The G8 leaders are into their third and final day of talks in Italy, which is going to be devoted to food security, fighting world hunger and Africa’s problems.

Thursday’s agenda already included the world food crisis and increasing food aid to developing countries.

The key difference with previous G8 summits is that this time it’s not going to be aid in terms of supply only, but also giving the local economies a chance to stabilize and produce their own food – in other words, switching the focus from emergency food aid to development aid.

World Food Programme executive director Josette Sheeran said the summit leaders were right to focus on food security.

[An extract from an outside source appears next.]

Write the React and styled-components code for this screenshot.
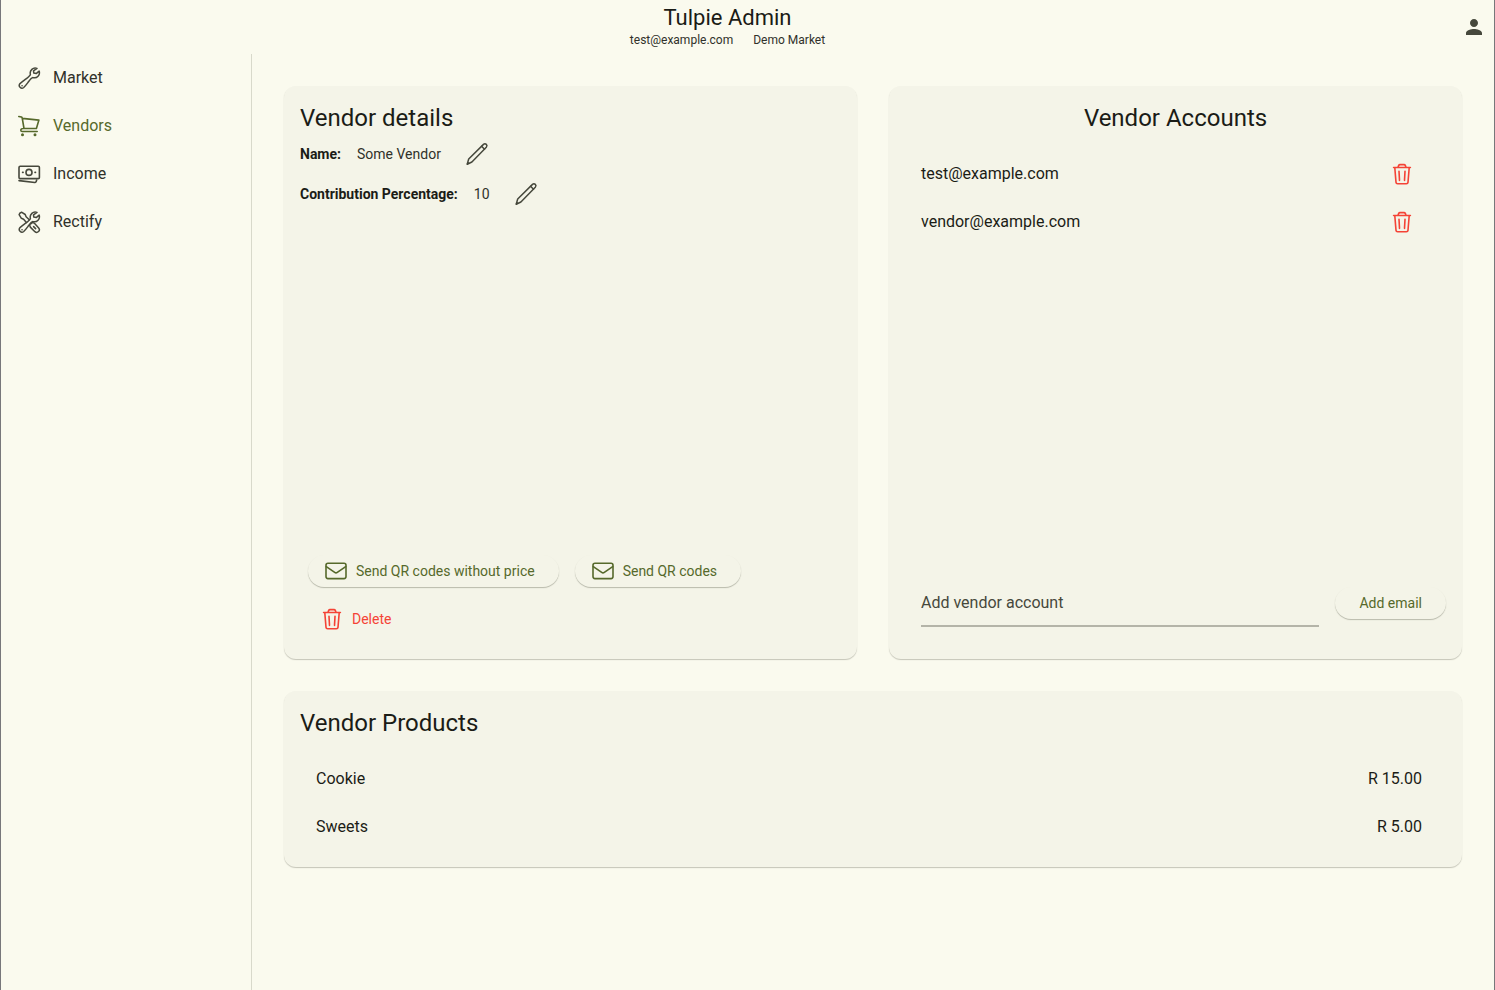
import { useState } from "react";
import styled, { createGlobalStyle } from "styled-components";
import { MdPerson } from "react-icons/md";

const GlobalStyle = createGlobalStyle`
  * {
    box-sizing: border-box;
  }

  body {
    margin: 0;
    background-color: #fafaee;
    color: #1b1c16;
    font-family: Roboto, sans-serif;
    font-size: 16px;
    line-height: 24px;
  }

  h1, h2, p, ul, dl, dd {
    margin: 0;
    padding: 0;
  }

  button, input {
    font-family: inherit;
  }
`;

const Page = styled.div`
  min-height: 100vh;
  display: flex;
  flex-direction: column;
  border: solid #77777a;
  border-width: 0 1px;
`;

const Header = styled.header`
  display: flex;
  align-items: center;
  height: 54px;
`;

const Titles = styled.div`
  flex: 1;
  text-align: center;
  padding-bottom: 2px;
`;

const Title = styled.h1`
  font-size: 22px;
  line-height: 28px;
  font-weight: 400;
`;

const Subtitle = styled.p`
  display: flex;
  justify-content: center;
  gap: 20px;
  font-size: 12px;
  line-height: 16px;
  color: #30312a;
`;

const IconButton = styled.button`
  display: flex;
  align-items: center;
  justify-content: center;
  width: 40px;
  height: 40px;
  padding: 0;
  border: none;
  background: none;
  color: ${(props) => (props.$danger ? "#f44336" : "#46483c")};
  cursor: pointer;
`;

const Body = styled.div`
  flex: 1;
  display: flex;
`;

const Sidebar = styled.nav`
  flex: 0 0 251px;
  border-right: 1px solid #d8d9cb;
`;

const NavLink = styled.a`
  display: flex;
  align-items: center;
  gap: 12px;
  height: 48px;
  padding: 0 16px;
  text-decoration: none;
  color: ${(props) => (props.$active ? "#56692b" : "#30312a")};

  svg {
    color: ${(props) => (props.$active ? "#56692b" : "#46483c")};
  }
`;

const Main = styled.main`
  flex: 1;
  padding: 32px;
`;

const Columns = styled.div`
  display: grid;
  grid-template-columns: 1fr 1fr;
  gap: 32px;
  margin-bottom: 32px;
`;

const Card = styled.section`
  display: flex;
  flex-direction: column;
  padding: 16px;
  border-radius: 12px;
  background-color: #f4f4e8;
  box-shadow: 0 1px 1px rgba(60, 62, 45, 0.28);
  aspect-ratio: ${(props) => (props.$square ? "1" : "auto")};
`;

const CardTitle = styled.h2`
  font-size: 24px;
  line-height: 32px;
  font-weight: 400;
  text-align: ${(props) => (props.$center ? "center" : "left")};
`;

const Detail = styled.div`
  display: flex;
  align-items: center;
  gap: 16px;
  height: 40px;
  font-size: 14px;

  dt {
    font-weight: 700;
  }

  dd {
    color: #30312a;
  }
`;

const Actions = styled.div`
  display: flex;
  flex-wrap: wrap;
  gap: 16px;
  margin-top: auto;
  padding: 8px;
`;

const Break = styled.div`
  flex-basis: 100%;
  display: flex;
`;

const PillButton = styled.button`
  display: flex;
  align-items: center;
  gap: 8px;
  height: 32px;
  padding: 0 24px 0 ${(props) => (props.$icon ? "16px" : "24px")};
  border: none;
  border-radius: 16px;
  background-color: #f4f4e8;
  box-shadow: 0 1px 1px rgba(60, 62, 45, 0.32);
  color: #56692b;
  font-size: 14px;
  white-space: nowrap;
  cursor: pointer;
`;

const DeleteButton = styled(PillButton)`
  padding: 0 16px 0 12px;
  background: none;
  box-shadow: none;
  color: #f44336;
`;

const List = styled.ul`
  list-style: none;
  padding-top: 16px;
`;

const ListRow = styled.li`
  display: flex;
  align-items: center;
  justify-content: space-between;
  height: 48px;
  padding: 0 24px 0 16px;
`;

const AddForm = styled.form`
  display: flex;
  align-items: center;
  gap: 16px;
  margin-top: auto;
  padding: 0 0 16px 16px;
`;

const Field = styled.input`
  flex: 1;
  min-width: 0;
  height: 48px;
  padding: 0;
  border: none;
  border-bottom: 2px solid #b4b4a8;
  background: none;
  font-size: 16px;
  color: #1b1c16;
  outline: none;

  &::placeholder {
    color: #46483c;
    opacity: 1;
  }

  &:focus {
    border-color: #56692b;
  }
`;

function Icon({ children, weight = 1.6 }) {
  return (
    <svg
      width="24"
      height="24"
      viewBox="0 0 24 24"
      fill="none"
      stroke="currentColor"
      strokeWidth={weight}
      strokeLinecap="round"
      strokeLinejoin="round"
      aria-hidden="true"
    >
      {children}
    </svg>
  );
}

const wrenchPath =
  "M20 2.4a5 5 0 0 0-6.6 6c-.4 1.2-2.9 3.3-4.7 4.7-2 1.5-4.1 3-5.7 4.5a2.7 2.7 0 0 0 3.7 3.9c1.7-1.5 3.2-3.6 4.8-5.7 1.4-1.9 3-3.9 4.5-4.2a5 5 0 0 0 6.1-6.5l-2.9 2.5-2.4-.5-.3-2.3z";

function WrenchIcon() {
  return (
    <Icon weight={1.5}>
      <path d={wrenchPath} />
      <path d="M5 19.8h.1" />
    </Icon>
  );
}

function CartIcon() {
  return (
    <Icon>
      <path d="M1.8 2.5 4.4 3c.5.2.7.5.8 1l1.8 10.5M5.3 4.4l16.6 1.7-2.5 8.4H6.2c-1.5 0-2.4.8-2.4 1.7 0 .8.6 1.3 1.4 1.3h15" />
      <circle cx="5.5" cy="20.8" r=".7" fill="currentColor" />
      <circle cx="18" cy="20.8" r=".7" fill="currentColor" />
    </Icon>
  );
}

function CashIcon() {
  return (
    <Icon>
      <rect x="2" y="4.2" width="20.4" height="12.4" rx="1.2" />
      <circle cx="12" cy="10.4" r="3" />
      <path d="M5.6 10.4h.5M18 10.4h.5M2 18.6l15.8 1.9c.7.1 1.2-.3 1.4-.9l.5-1.5" />
    </Icon>
  );
}

function ToolsIcon() {
  return (
    <Icon weight={1.5}>
      <path d={wrenchPath} />
      <path d="M5 19.8h.1M9.4 12.4 6.6 9.2l-2.2-.9-2.3-3.7c.3-1.2 1.2-2.1 2.4-2.4l3.7 2.3.9 2.2 3.2 3M13.7 14l1.6-1.5 1.9.6 4.5 4.8a2.7 2.7 0 0 1-3.8 3.8l-4.6-4.6-.6-1.8M16.6 16.6l2 2" />
    </Icon>
  );
}

function PencilIcon() {
  return (
    <Icon weight={1.5}>
      <path d="m2.2 22.2 1.5-5.2L18.5 2.4c.9-.8 2-.8 2.8 0s.8 1.9 0 2.8L6.9 20l-4.7 2.2z" />
      <path d="m16.6 4.3 2.9 2.9M2.4 22l1-1" />
    </Icon>
  );
}

function TrashIcon() {
  return (
    <Icon>
      <path d="M3.6 5.5h16.8M8 5.2l.6-1.6c.3-.7.7-1 1.4-1h4c.7 0 1.1.3 1.4 1l.6 1.6M4.8 5.7l1.2 14.6c.1.9.7 1.4 1.6 1.4h8.8c.9 0 1.5-.5 1.6-1.4l1.2-14.6M9 9.2l.5 9.2M15 9.2l-.5 9.2" />
    </Icon>
  );
}

function MailIcon() {
  return (
    <Icon>
      <rect x="2" y="4.2" width="20" height="15.4" rx="2" />
      <path d="m2.3 7.6 8.4 5.8c.8.6 1.8.6 2.6 0l8.4-5.8" />
    </Icon>
  );
}

const links = [
  { name: "Market", icon: <WrenchIcon /> },
  { name: "Vendors", icon: <CartIcon /> },
  { name: "Income", icon: <CashIcon /> },
  { name: "Rectify", icon: <ToolsIcon /> },
];

const details = [
  { label: "Name:", value: "Some Vendor" },
  { label: "Contribution Percentage:", value: "10" },
];

const products = [
  { name: "Cookie", price: 15 },
  { name: "Sweets", price: 5 },
];

function App() {
  const [accounts, setAccounts] = useState([
    "test@example.com",
    "vendor@example.com",
  ]);
  const [email, setEmail] = useState("");

  function handleAdd(e) {
    e.preventDefault();
    if (!email) return;
    setAccounts([...accounts, email]);
    setEmail("");
  }

  return (
    <Page>
      <GlobalStyle />
      <Header>
        <Titles>
          <Title>Tulpie Admin</Title>
          <Subtitle>
            <span>test@example.com</span>
            <span>Demo Market</span>
          </Subtitle>
        </Titles>
        <IconButton aria-label="Profile">
          <MdPerson size={24} />
        </IconButton>
      </Header>
      <Body>
        <Sidebar>
          {links.map((link) => (
            <NavLink
              key={link.name}
              href={`#${link.name.toLowerCase()}`}
              $active={link.name === "Vendors"}
            >
              {link.icon}
              {link.name}
            </NavLink>
          ))}
        </Sidebar>
        <Main>
          <Columns>
            <Card $square>
              <CardTitle>Vendor details</CardTitle>
              <dl>
                {details.map((detail) => (
                  <Detail key={detail.label}>
                    <dt>{detail.label}</dt>
                    <dd>{detail.value}</dd>
                    <IconButton aria-label="Edit">
                      <PencilIcon />
                    </IconButton>
                  </Detail>
                ))}
              </dl>
              <Actions>
                <PillButton $icon>
                  <MailIcon /> Send QR codes without price
                </PillButton>
                <PillButton $icon>
                  <MailIcon /> Send QR codes
                </PillButton>
                <Break>
                  <DeleteButton>
                    <TrashIcon /> Delete
                  </DeleteButton>
                </Break>
              </Actions>
            </Card>
            <Card $square>
              <CardTitle $center>Vendor Accounts</CardTitle>
              <List>
                {accounts.map((account) => (
                  <ListRow key={account}>
                    {account}
                    <IconButton
                      $danger
                      aria-label="Remove account"
                      onClick={() =>
                        setAccounts(accounts.filter((a) => a !== account))
                      }
                    >
                      <TrashIcon />
                    </IconButton>
                  </ListRow>
                ))}
              </List>
              <AddForm onSubmit={handleAdd}>
                <Field
                  type="email"
                  aria-label="Add vendor account"
                  placeholder="Add vendor account"
                  value={email}
                  onChange={(e) => setEmail(e.target.value)}
                />
                <PillButton>Add email</PillButton>
              </AddForm>
            </Card>
          </Columns>
          <Card>
            <CardTitle>Vendor Products</CardTitle>
            <List>
              {products.map((product) => (
                <ListRow key={product.name}>
                  <span>{product.name}</span>
                  <span>R {product.price.toFixed(2)}</span>
                </ListRow>
              ))}
            </List>
          </Card>
        </Main>
      </Body>
    </Page>
  );
}

export default App;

“In addition to investing in better seed technology in places like Africa, we also look at ways to connect poor farmers to markets so that we can buy food. So today, the World Food Programme buys 80% of its food from farmers in the developing world to help feed the hungry in their own country. It has two benefits – it helps the farmer, who otherwise might eat the food aid, and it helps the people in their country,” she said.

The G8 leaders are expected to announce an up to $15 billion agriculture investment initiative on the last day of their summit in L’Aquila.

Italian Prime Minister Silvio Berlusconi, who is hosting the summit, said on Thursday: “We will approve about $10-$15 billion for all the people in the world who are suffering from hunger.”

This time the G8 summit has been joined by the “Group of Five” – the leaders of China, India, Brazil, the Republic of South Africa and Mexico – as well as Egypt, and it has been decided that the “Group of Fourteen” format is going to become permanent.

Meanwhile, the first two days of the summit focused mainly on climate change and the economic crisis.

The G8 leaders adopted a document on Wednesday that stated that carbon emissions must be cut by no less than 50% by 2050.